Even if I had not been interested in the practices of Buddhism, still I would have been drawn to the art before me. It was delicate and astounding all at once -- the kind of art that demanded attention to the emptiness that gave form to form.

I was a sucker for beauty before I was ever a sucker for Zen practice and so the visit to the exhibition was a kind of double whammy in my janitorial life: It was stuff that knocked me out in a realm that knocked me out. Not all of it struck me with equal force ... some of the stuff I passed by as I might pass by a plate of cold mashed potatoes. But where I lingered and was consumed, it was music in my heart ... big and compelling and sweeping the janitor off his feet. It was yummy-yummier-yummiest and I purely loved to be yummied.
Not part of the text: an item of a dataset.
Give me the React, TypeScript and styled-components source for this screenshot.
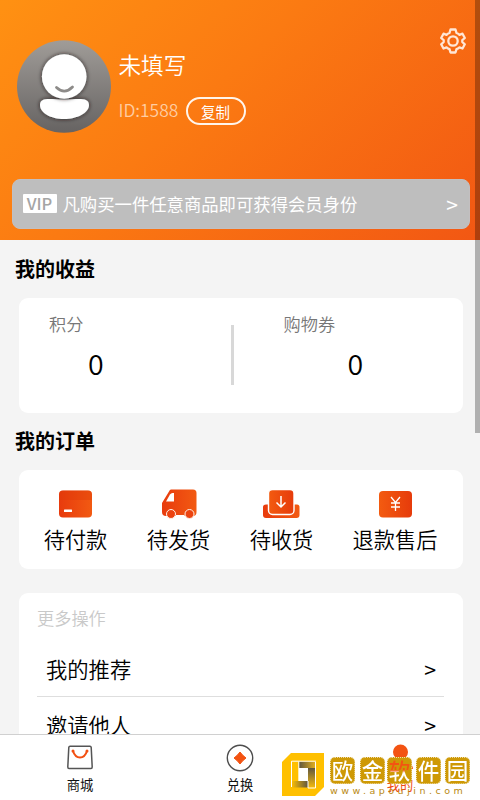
import React from "react";
import styled, { createGlobalStyle } from "styled-components";

const Global = createGlobalStyle`
  * { box-sizing: border-box; }
  body { margin: 0; background: #f4f4f4; overflow: hidden; font-family: "Noto Sans CJK SC", sans-serif; font-weight: 350; color: #000; }
`;

const Screen = styled.div`
  position: relative;
  width: 480px;
  height: 800px;
  display: flex;
  flex-direction: column;
  overflow: hidden;
`;
const Content = styled.main`
  flex: 1;
  min-height: 0;
  overflow: hidden;
`;
const Header = styled.header`
  height: 240px;
  padding: 40px 10px 0 11.5px;
  background: linear-gradient(137deg, #ff9112 0%, #fb7a12 42%, #f25713 100%);
  color: #fff;
`;
const Profile = styled.div`
  display: flex;
  height: 139px;
  padding-left: 5px;
`;
const Identity = styled.div`
  margin-left: 8px;
  padding-top: 9px;
  flex: 1;
`;
const Name = styled.div`
  font-size: 22.6px;
  line-height: 32px;
`;
const IdRow = styled.div`
  display: flex;
  align-items: center;
  margin-top: 16px;
  height: 28px;
  gap: 7px;
`;
const UserId = styled.span`
  width: 60px;
  margin-top: -2px;
  font-size: 17.4px;
  line-height: 26px;
  white-space: nowrap;
  color: #ffcda2;
`;
const Copy = styled.button`
  width: 60px;
  height: 28px;
  padding: 0;
  border: 2px solid #fff5ec;
  border-radius: 14px;
  background: none;
  color: #fff;
  font: 400 14.5px/23px "Noto Sans CJK SC", sans-serif;
`;
const SettingsSlot = styled.div`
  width: 30px;
  margin: -13px 0 0 0;
`;
const VipBar = styled.div`
  display: flex;
  align-items: center;
  height: 50px;
  padding: 0 12px 0 10px;
  border-radius: 8px;
  background: #bebebe;
  border: 1px solid #c3bfc0;
  font-size: 17.35px;
  font-weight: 400;
`;
const VipText = styled.span`
  margin-top: -2px;
`;
const VipTag = styled.span`
  width: 34px;
  height: 19px;
  margin: -1px 6px 0 0;
  border-radius: 1px;
  background: #fff;
  color: #a5a5a5;
  font: 500 16.5px/18px "Noto Sans CJK SC", sans-serif;
  text-align: center;
`;
const VipArrow = styled.span`
  margin: -1px -1px 0 auto;
  font-size: 21px;
  line-height: 24px;
`;
const Title = styled.h2<{ $top: number }>`
  margin: 0;
  padding: ${(p) => p.$top}px 0 0 15px;
  font-size: 20px;
  line-height: 28px;
  font-weight: 600;
`;
const Card = styled.section<{ $height: number; $top: number }>`
  width: 444px;
  height: ${(p) => p.$height}px;
  margin: ${(p) => p.$top}px 0 0 19px;
  border-radius: 9px;
  background: #fff;
`;
const Earnings = styled(Card)`
  display: grid;
  grid-template-columns: 211.5px 3px 1fr;
`;
const Metric = styled.div<{ $left: number; $valueLeft: number }>`
  padding: 13px 0 0 ${(p) => p.$left}px;
  font-size: 17.2px;
  line-height: 26px;
  color: #777;
  strong {
    display: block;
    margin-top: 6px;
    padding-left: ${(p) => p.$valueLeft}px;
    font-size: 28.5px;
    line-height: 40px;
    font-weight: 350;
    color: #000;
  }
`;
const Separator = styled.i`
  height: 60px;
  margin-top: 27px;
  background: #d8d8d8;
`;
const Orders = styled(Card)`
  display: grid;
  grid-template-columns: 103px 103px 103px 1fr;
  padding: 17px 6px 0 5px;
`;
const Order = styled.div`
  display: flex;
  flex-direction: column;
  align-items: center;
  font-size: 21.2px;
  line-height: 30px;
  white-space: nowrap;
  svg { display: block; margin-bottom: 3px; }
`;
const OrderLabel = styled.span``;
const More = styled(Card)`
  padding: 12px 19px 0 18px;
`;
const MoreTitle = styled.div`
  height: 36px;
  font-size: 17.2px;
  line-height: 26px;
  color: #c9c9c9;
`;
const MoreRow = styled.div`
  display: flex;
  justify-content: space-between;
  height: 56px;
  padding: 11px 8px 0 9px;
  font-size: 21.3px;
  line-height: 34px;
  border-bottom: 1.5px solid #dedede;
`;
const RowArrow = styled.span`
  font-weight: 400;
`;
const TabBar = styled.nav`
  display: grid;
  grid-template-columns: repeat(3, 1fr);
  height: 66px;
  border-top: 1.5px solid #d0d0d0;
  background: #fff;
`;
const Tab = styled.div<{ $active?: boolean }>`
  display: flex;
  flex-direction: column;
  align-items: center;
  padding-top: 9px;
  font-size: 13.3px;
  font-weight: 400;
  line-height: 20px;
  color: ${(p) => (p.$active ? "#f04c13" : "#111")};
  svg { display: block; margin-bottom: 3px; }
`;
const Scrollbar = styled.div`
  position: absolute;
  top: 0;
  right: 0;
  width: 5px;
  height: 433px;
  background: rgba(0, 0, 0, 0.28);
`;
const Watermark = styled.div`
  position: absolute;
  left: 282px;
  top: 753px;
  display: flex;
  gap: 6px;
  width: 192px;
  height: 44px;
  svg { flex: none; }
`;
const Brand = styled.div`
  padding-top: 4px;
`;
const Tiles = styled.div`
  display: grid;
  grid-template-columns: 30px 27px 29px 29px 26px;
  height: 27px;
`;
const Tile = styled.span`
  width: 25px;
  height: 27px;
  border: 1px dotted #f0dca6;
  border-radius: 5px;
  background: #ce9905;
  font-size: 21.5px;
  font-weight: 500;
  line-height: 24px;
  text-align: center;
`;
const Glyph = styled.span<{ $tinted: boolean }>`
  display: block;
  margin: 0 -1px;
  color: transparent;
  background: ${(p) => (p.$tinted ? "linear-gradient(#f35312 50%, #fff 62%)" : "#fff")};
  background-clip: text;
  -webkit-background-clip: text;
`;
const Url = styled.div`
  padding-top: 1px;
  font: 9.5px/12px "DejaVu Sans", sans-serif;
  letter-spacing: 3.5px;
  white-space: nowrap;
  color: #b98a14;
`;

function Avatar() {
  return (
    <svg width="94" height="93" viewBox="0 0 94 93">
      <defs>
        <linearGradient id="avatar" x1="0" y1="0" x2="0" y2="1">
          <stop stopColor="#a09c98" /><stop offset="1" stopColor="#666362" />
        </linearGradient>
        <filter id="shade" x="-30%" y="-30%" width="160%" height="160%">
          <feDropShadow dx="0" dy="0" stdDeviation="2" floodColor="#1b1713" floodOpacity=".9" />
        </filter>
      </defs>
      <ellipse cx="47" cy="46.5" rx="47" ry="46.3" fill="url(#avatar)" />
      <g fill="#fff">
        <path filter="url(#shade)" d="M47 59.500C32 59 23 57 23 65C23 73 34 79 47 79S72 73 72 65C72 57 62 59 47 59.500Z" />
        <circle filter="url(#shade)" cx="47.200" cy="36.500" r="22.300" />
      </g>
      <path d="M39.500 47.500Q47.500 55 55.500 47" fill="none" stroke="#8d8b89" strokeWidth="2.800" strokeLinecap="round" />
    </svg>
  );
}

function Gear() {
  return (
    <svg width="26" height="28" viewBox="0 0 26 28" fill="none" stroke="#ffe6d6" strokeWidth="2.300" strokeLinejoin="round">
      <path d="M10.500 2.500H15.500L16.500 6Q18 6.500 19.500 7.800L22.500 6.700L24.800 11L22.300 13.200V15L24.800 17.300L22.500 21.500L19.500 20.400Q18 21.700 16.500 22.200L15.500 25.500H10.500L9.500 22.200Q8 21.700 6.500 20.400L3.500 21.500L1.200 17.300L3.700 15V13.200L1.200 11L3.500 6.700L6.500 7.800Q8 6.500 9.500 6Z" />
      <circle cx="13" cy="14" r="4.700" />
    </svg>
  );
}

const OrangeFill = ({ id }: { id: string }) => (
  <linearGradient id={id}><stop stopColor="#e83b0d" /><stop offset="1" stopColor="#f25a12" /></linearGradient>
);

function CardIcon() {
  return (
    <svg width="36" height="34" viewBox="0 0 36 34">
      <defs><OrangeFill id="card" /></defs>
      <rect x="1" y="3.500" width="33" height="27" rx="4" fill="url(#card)" />
      <path d="M1 13V7.500Q1 3.500 5 3.500H30Q34 3.500 34 7.500V13Z" fill="#dd3609" opacity=".35" />
      <rect x="6" y="22.500" width="8" height="2.500" rx=".5" fill="#fff" />
    </svg>
  );
}
function TruckIcon() {
  return (
    <svg width="36" height="34" viewBox="0 0 36 34">
      <defs><OrangeFill id="truck" /></defs>
      <path d="M10 2.500H32Q35.500 2.500 35.500 6V25Q35.500 29 32 29H5Q1 29 1 25V16L8 4.500Q8.800 2.500 10 2.500Z" fill="url(#truck)" />
      <path d="M5 14.500L9 7.500Q10 6 11.500 6H13V14.500Z" fill="#fff" />
      <g fill="#ec4310" stroke="#fff1e8"><circle cx="10" cy="27" r="4.500" /><circle cx="28.500" cy="27" r="4.500" /></g>
      <path d="M15 28.500H23.500" stroke="#fff" />
    </svg>
  );
}
function ReceiveIcon() {
  return (
    <svg width="38" height="34" viewBox="0 0 38 34">
      <defs><OrangeFill id="receive" /><linearGradient id="parcel"><stop stopColor="#f35b10" /><stop offset="1" stopColor="#e63b0b" /></linearGradient></defs>
      <path d="M3 17.500H34Q36.500 17.500 36.500 20V28Q36.500 31 33.500 31H3Q0 31 0 28V20Q0 17.500 3 17.500Z" fill="url(#receive)" />
      <rect x="5.500" y="2.500" width="25.500" height="25" rx="4" fill="url(#parcel)" stroke="#fff" strokeWidth="1.400" />
      <path d="M18 9V20M13.500 15.500L18 20L22.500 15.500" fill="none" stroke="#fff" strokeWidth="1.500" />
    </svg>
  );
}
function RefundIcon() {
  return (
    <svg width="36" height="34" viewBox="0 0 36 34">
      <defs><linearGradient id="refund"><stop stopColor="#f35b10" /><stop offset="1" stopColor="#e63b0b" /></linearGradient></defs>
      <rect x="2" y="4" width="33" height="26.500" rx="4" fill="url(#refund)" />
      <path d="M14 10L18.500 15.500L23 10M14 16H23M14 20H23M18.500 15.500V24" fill="none" stroke="#fff" strokeWidth="1.300" />
    </svg>
  );
}
function BagIcon() {
  return (
    <svg width="28" height="28" viewBox="0 0 28 28" fill="none">
      <path d="M4 2.200H24Q25 2.200 25.200 3.400L26.200 23Q26.200 24.500 25 24.500H3Q1.800 24.500 1.800 23L2.800 3.400Q3 2.200 4 2.200Z" stroke="#555" strokeWidth="1.500" />
      <path d="M7 7Q9 13.500 14 13.500T21 7" stroke="#f25012" strokeWidth="2" />
      <circle cx="7" cy="7" r="1.500" fill="#f25012" /><circle cx="21" cy="7" r="1.500" fill="#f25012" />
    </svg>
  );
}
function ExchangeIcon() {
  return (
    <svg width="28" height="28" viewBox="0 0 28 28">
      <circle cx="14" cy="14" r="12.700" fill="none" stroke="#4d4d4d" strokeWidth="1.400" />
      <path d="M14 8Q16.500 11.500 20 14Q16.500 16.500 14 20Q11.500 16.500 8 14Q11.500 11.500 14 8Z" fill="#f35312" stroke="#f35312" />
    </svg>
  );
}
function PersonIcon() {
  return (
    <svg width="28" height="28" viewBox="0 0 28 28" fill="#f35312">
      <circle cx="14.500" cy="8" r="7.500" /><path d="M2 25Q3 16 14.500 16T27 25Z" />
    </svg>
  );
}
function RingLogo() {
  return (
    <svg width="42" height="43" viewBox="0 0 42 43">
      <defs>
        <linearGradient id="foldTop"><stop stopColor="#5f5640" /><stop offset="1" stopColor="#e8b21a" /></linearGradient>
        <linearGradient id="foldSide" x1="0" y1="0" x2="0" y2="1"><stop stopColor="#5f5640" /><stop offset="1" stopColor="#f0b810" /></linearGradient>
        <linearGradient id="foldBottom"><stop stopColor="#ffc000" /><stop offset="1" stopColor="#5f5640" /></linearGradient>
      </defs>
      <path d="M9 0H42V34L33 43H0V9Z" fill="#ffc000" />
      <path d="M17 8.500H34V15H17Z" fill="url(#foldTop)" />
      <path d="M17 15H26V28H17Z" fill="#fff" />
      <path d="M26 15H33V34H26Z" fill="url(#foldSide)" />
      <path d="M9.500 28H26V34.500H9.500Z" fill="url(#foldBottom)" />
      <path d="M9.500 34V8.200H34M16.800 8.500V28M26 28V35H33.500V9" fill="none" stroke="#fff" strokeWidth="1" />
    </svg>
  );
}

const orders = [
  { label: "待付款", Icon: CardIcon },
  { label: "待发货", Icon: TruckIcon },
  { label: "待收货", Icon: ReceiveIcon },
  { label: "退款售后", Icon: RefundIcon },
];
const tabs = [
  { label: "商城", Icon: BagIcon },
  { label: "兑换", Icon: ExchangeIcon },
  { label: "我的", Icon: PersonIcon, active: true },
];

export default function App() {
  return (
    <Screen>
      <Global />
      <Content>
        <Header>
          <Profile>
            <Avatar />
            <Identity>
              <Name>未填写</Name>
              <IdRow><UserId>ID:1588</UserId><Copy>复制</Copy></IdRow>
            </Identity>
            <SettingsSlot><Gear /></SettingsSlot>
          </Profile>
          <VipBar>
            <VipTag>VIP</VipTag>
            <VipText>凡购买一件任意商品即可获得会员身份</VipText>
            <VipArrow>&gt;</VipArrow>
          </VipBar>
        </Header>
        <Title $top={15}>我的收益</Title>
        <Earnings $height={115} $top={15}>
          <Metric $left={30} $valueLeft={39}>积分<strong>0</strong></Metric>
          <Separator />
          <Metric $left={50} $valueLeft={64}>购物券<strong>0</strong></Metric>
        </Earnings>
        <Title $top={14}>我的订单</Title>
        <Orders $height={99} $top={15}>
          {orders.map(({ label, Icon }) => (
            <Order key={label}><Icon /><OrderLabel>{label}</OrderLabel></Order>
          ))}
        </Orders>
        <More $height={250} $top={24}>
          <MoreTitle>更多操作</MoreTitle>
          <MoreRow><span>我的推荐</span><RowArrow>&gt;</RowArrow></MoreRow>
          <MoreRow><span>邀请他人</span><RowArrow>&gt;</RowArrow></MoreRow>
        </More>
      </Content>
      <TabBar>
        {tabs.map(({ label, Icon, active }) => (
          <Tab key={label} $active={active}><Icon />{label}</Tab>
        ))}
      </TabBar>
      <Scrollbar />
      <Watermark>
        <RingLogo />
        <Brand>
          <Tiles>
            {[..."欧金软件园"].map((char) => (
              <Tile key={char}><Glyph $tinted={char === "软"}>{char}</Glyph></Tile>
            ))}
          </Tiles>
          <Url>www.apoujin.com</Url>
        </Brand>
      </Watermark>
    </Screen>
  );
}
There were hundreds of pieces in the exhibit. Case after well-lighted case displayed the stuff of Buddhism. Some of the descriptions planted neatly by the particular works said "national treasure," as if one thing or another could be elevated by some human cheering section. Then, as now, I was mildly (and sometimes savagely) offended by these descriptive encomiums for what, in my mind, was simply beautiful. After a while, I stopped reading these simpering, self-serving bits of history.

As I strolled along, past one case and the next, the ecstasies that welled up were almost too much. I really was a pig in shit. One after another after another bit of beauty until it was like staring at the sun ... I simply could not fit any more yummy into my yummy machine. It was like filling some very important gas tank and then, when the tank was full, forgetting to pull out the gushing nozzle and ... somehow this precious stuff splattered at my feet. It was all too...too...too too.

Finely-wrought Buddhas and bodhisattvas, paintings as powerful as they were delicate and simple, calligraphy of the Heart Sutra ... it was wowsers and I was wowed.

But at just about the moment when I thought I simply could not take any more, when my gas tank of beauty was full and overflowing ... at just about that moment, I came around a corner and there, sitting in another case whose glass was spotlessly clean, there rested a statue that left everything else in the shade. It wasn't especially beautiful, but ....

It looked like a stick of split fire wood -- maybe 20 inches high with an irregular width of perhaps four or five inches. It was black or blackened. It stood on end. Carved crudely into this fire wood -- the kind of fire wood that might have been stacked outside some farmer's house -- was a Buddha or bodhisattva of some sort. Its imperfections were as rife as the perfections of the other statues in the exhibit were evident. Chisel or knife marks were apparent. Bits of lopsidedness and disproportion were apparent. This, in my mind, was done by a man who did not care about beauty or national treasures. He wanted a statue to evidence his straightforward faith or longing or humanity... and he made it, all by himself, without regard to success or failure. It made me want to cry, not because of its perfect imperfections but because of its honest humanity standing naked and unabashed.

It blew me away. I could not utter the word "beauty."

And since I knew I had seen what I had longed to see, I left the exhibit hall with many art works still unseen.

But the memory jingles on my key chain still and reminds me of the old shepherd's prayer beloved by the Bal Shem Tov:

"Dear Lord, though I keep the sheep of others for pay, for you I would keep them for free because I love you."